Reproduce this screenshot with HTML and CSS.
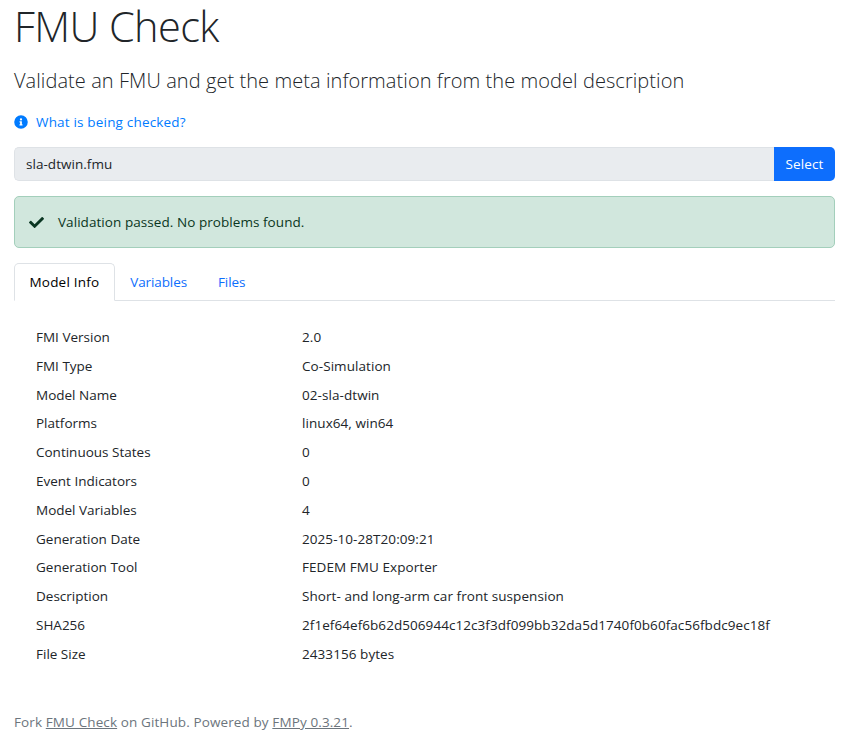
FILE: index.html
```html
<!DOCTYPE html>
<html lang="en">
<head>
<meta charset="utf-8">
<title>FMU Check</title>
<link rel="stylesheet" href="styles.css">
</head>
<body>
<main class="container">
  <h1>FMU Check</h1>
  <p class="lead">Validate an FMU and get the meta information from the model description</p>
  <a class="help" href="#"><svg viewBox="0 0 512 512" width="14" height="14"><path fill="currentColor" d="M256 8a248 248 0 1 0 0 496 248 248 0 0 0 0-496zm0 110a42 42 0 1 1 0 84 42 42 0 0 1 0-84zm56 254a12 12 0 0 1-12 12h-88a12 12 0 0 1-12-12v-24a12 12 0 0 1 12-12h12v-64h-12a12 12 0 0 1-12-12v-24a12 12 0 0 1 12-12h64a12 12 0 0 1 12 12v100h12a12 12 0 0 1 12 12z"/></svg><span>What is being checked?</span></a>
  <div class="input-group"><div class="field">sla-dtwin.fmu</div><button type="button">Select</button></div>
  <div class="alert"><svg viewBox="0 0 512 512" width="15" height="15"><path fill="currentColor" d="M173.900 439.400l-166.400-166.400c-10-10-10-26.200 0-36.200l36.200-36.200c10-10 26.200-10 36.200 0L192 312.690 432.100 72.600c10-10 26.200-10 36.200 0l36.200 36.200c10 10 10 26.200 0 36.200l-294.400 294.400c-10 10-26.200 10-36.200 0z"/></svg><span>Validation passed. No problems found.</span></div>
  <nav class="tabs"><a class="active" href="#">Model Info</a><a href="#">Variables</a><a href="#">Files</a></nav>
  <dl class="info">
    <dt>FMI Version</dt><dd>2.0</dd>
    <dt>FMI Type</dt><dd>Co-Simulation</dd>
    <dt>Model Name</dt><dd>02-sla-dtwin</dd>
    <dt>Platforms</dt><dd>linux64, win64</dd>
    <dt>Continuous States</dt><dd>0</dd>
    <dt>Event Indicators</dt><dd>0</dd>
    <dt>Model Variables</dt><dd>4</dd>
    <dt>Generation Date</dt><dd>2025-10-28T20:09:21</dd>
    <dt>Generation Tool</dt><dd>FEDEM FMU Exporter</dd>
    <dt>Description</dt><dd>Short- and long-arm car front suspension</dd>
    <dt>SHA256</dt><dd>2f1ef64ef6b62d506944c12c3f3df099bb32da5d1740f0b60fac56fbdc9ec18f</dd>
    <dt>File Size</dt><dd>2433156 bytes</dd>
  </dl>
  <footer>Fork <a href="#">FMU Check</a> on GitHub. Powered by <a href="#">FMPy 0.3.21</a>.</footer>
</main>
</body>
</html>
```
FILE: styles.css
```css
* { box-sizing: border-box; }
body { margin: 0; background: #fff; color: #212529; font: 13.5px/22px "Segoe UI", "Open Sans", "Noto Sans", sans-serif; }
a { color: #007bff; text-decoration: none; }
.container { padding: 0 16px 0 14px; }
h1 { margin: 0; font-size: 41.5px; line-height: 52px; font-weight: 300; letter-spacing: -.6px; }
.lead { margin: 15px 0 0; font-size: 20px; line-height: 28px; font-weight: 300; letter-spacing: .07px; white-space: nowrap; }
.help { display: flex; align-items: center; gap: 8px; margin-top: 16px; height: 22px; letter-spacing: .18px; }
.input-group { display: flex; height: 34px; margin-top: 14px; }
.field { flex: 1; padding: 5px 11px; background: #e9ecef; border: 1px solid #dee2e6; border-right: 0; border-radius: 5px 0 0 5px; letter-spacing: .04px; }
button { width: 61px; padding: 0; border: 0; border-radius: 0 5px 5px 0; background: #0d6efd; color: #fff; font: inherit; letter-spacing: .15px; }
.alert { display: flex; align-items: center; gap: 14px; height: 52px; margin-top: 15px; padding: 0 14px; color: #0a3622; background: #d1e7dd; border: 1px solid #a3cfbb; border-radius: 5px; letter-spacing: .06px; }
.tabs { display: flex; height: 38px; margin-top: 15px; border-bottom: 1px solid #dee2e6; }
.tabs a { height: 38px; padding: 7px 14.5px; border: 1px solid transparent; color: #0d6efd; letter-spacing: -.1px; white-space: nowrap; }
.tabs .active { color: #000; background: #fff; border-color: #dee2e6 #dee2e6 #fff; border-radius: 5px 5px 0 0; letter-spacing: .2px; }
.info { display: grid; grid-template-columns: 266px 1fr; grid-auto-rows: 28.8px; align-items: center; margin: 21.6px 0 0 22px; }
dt, dd { margin: 0; white-space: nowrap; }
dd { letter-spacing: .065px; }
footer { margin-top: 43.2px; color: #6c757d; letter-spacing: .11px; }
footer a { color: inherit; text-decoration: underline; }
```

> **Problem details**
Reproduce the material above verbatim; omit every picture.

> **Finished exercise**
Reproduce this screenshot with HTML and CSS.
FILE: index.html
```html
<!DOCTYPE html>
<html lang="en">
<head>
<meta charset="utf-8">
<title>FMU Check</title>
<link rel="stylesheet" href="styles.css">
</head>
<body>
<main class="container">
  <h1>FMU Check</h1>
  <p class="lead">Validate an FMU and get the meta information from the model description</p>
  <a class="help" href="#"><svg viewBox="0 0 512 512" width="14" height="14"><path fill="currentColor" d="M256 8a248 248 0 1 0 0 496 248 248 0 0 0 0-496zm0 110a42 42 0 1 1 0 84 42 42 0 0 1 0-84zm56 254a12 12 0 0 1-12 12h-88a12 12 0 0 1-12-12v-24a12 12 0 0 1 12-12h12v-64h-12a12 12 0 0 1-12-12v-24a12 12 0 0 1 12-12h64a12 12 0 0 1 12 12v100h12a12 12 0 0 1 12 12z"/></svg><span>What is being checked?</span></a>
  <div class="input-group"><div class="field">sla-dtwin.fmu</div><button type="button">Select</button></div>
  <div class="alert"><svg viewBox="0 0 512 512" width="15" height="15"><path fill="currentColor" d="M173.900 439.400l-166.400-166.400c-10-10-10-26.200 0-36.200l36.200-36.200c10-10 26.200-10 36.200 0L192 312.690 432.100 72.600c10-10 26.200-10 36.200 0l36.200 36.200c10 10 10 26.200 0 36.200l-294.400 294.400c-10 10-26.200 10-36.200 0z"/></svg><span>Validation passed. No problems found.</span></div>
  <nav class="tabs"><a class="active" href="#">Model Info</a><a href="#">Variables</a><a href="#">Files</a></nav>
  <dl class="info">
    <dt>FMI Version</dt><dd>2.0</dd>
    <dt>FMI Type</dt><dd>Co-Simulation</dd>
    <dt>Model Name</dt><dd>02-sla-dtwin</dd>
    <dt>Platforms</dt><dd>linux64, win64</dd>
    <dt>Continuous States</dt><dd>0</dd>
    <dt>Event Indicators</dt><dd>0</dd>
    <dt>Model Variables</dt><dd>4</dd>
    <dt>Generation Date</dt><dd>2025-10-28T20:09:21</dd>
    <dt>Generation Tool</dt><dd>FEDEM FMU Exporter</dd>
    <dt>Description</dt><dd>Short- and long-arm car front suspension</dd>
    <dt>SHA256</dt><dd>2f1ef64ef6b62d506944c12c3f3df099bb32da5d1740f0b60fac56fbdc9ec18f</dd>
    <dt>File Size</dt><dd>2433156 bytes</dd>
  </dl>
  <footer>Fork <a href="#">FMU Check</a> on GitHub. Powered by <a href="#">FMPy 0.3.21</a>.</footer>
</main>
</body>
</html>
```
FILE: styles.css
```css
* { box-sizing: border-box; }
body { margin: 0; background: #fff; color: #212529; font: 13.5px/22px "Segoe UI", "Open Sans", "Noto Sans", sans-serif; }
a { color: #007bff; text-decoration: none; }
.container { padding: 0 16px 0 14px; }
h1 { margin: 0; font-size: 41.5px; line-height: 52px; font-weight: 300; letter-spacing: -.6px; }
.lead { margin: 15px 0 0; font-size: 20px; line-height: 28px; font-weight: 300; letter-spacing: .07px; white-space: nowrap; }
.help { display: flex; align-items: center; gap: 8px; margin-top: 16px; height: 22px; letter-spacing: .18px; }
.input-group { display: flex; height: 34px; margin-top: 14px; }
.field { flex: 1; padding: 5px 11px; background: #e9ecef; border: 1px solid #dee2e6; border-right: 0; border-radius: 5px 0 0 5px; letter-spacing: .04px; }
button { width: 61px; padding: 0; border: 0; border-radius: 0 5px 5px 0; background: #0d6efd; color: #fff; font: inherit; letter-spacing: .15px; }
.alert { display: flex; align-items: center; gap: 14px; height: 52px; margin-top: 15px; padding: 0 14px; color: #0a3622; background: #d1e7dd; border: 1px solid #a3cfbb; border-radius: 5px; letter-spacing: .06px; }
.tabs { display: flex; height: 38px; margin-top: 15px; border-bottom: 1px solid #dee2e6; }
.tabs a { height: 38px; padding: 7px 14.5px; border: 1px solid transparent; color: #0d6efd; letter-spacing: -.1px; white-space: nowrap; }
.tabs .active { color: #000; background: #fff; border-color: #dee2e6 #dee2e6 #fff; border-radius: 5px 5px 0 0; letter-spacing: .2px; }
.info { display: grid; grid-template-columns: 266px 1fr; grid-auto-rows: 28.8px; align-items: center; margin: 21.6px 0 0 22px; }
dt, dd { margin: 0; white-space: nowrap; }
dd { letter-spacing: .065px; }
footer { margin-top: 43.2px; color: #6c757d; letter-spacing: .11px; }
footer a { color: inherit; text-decoration: underline; }
```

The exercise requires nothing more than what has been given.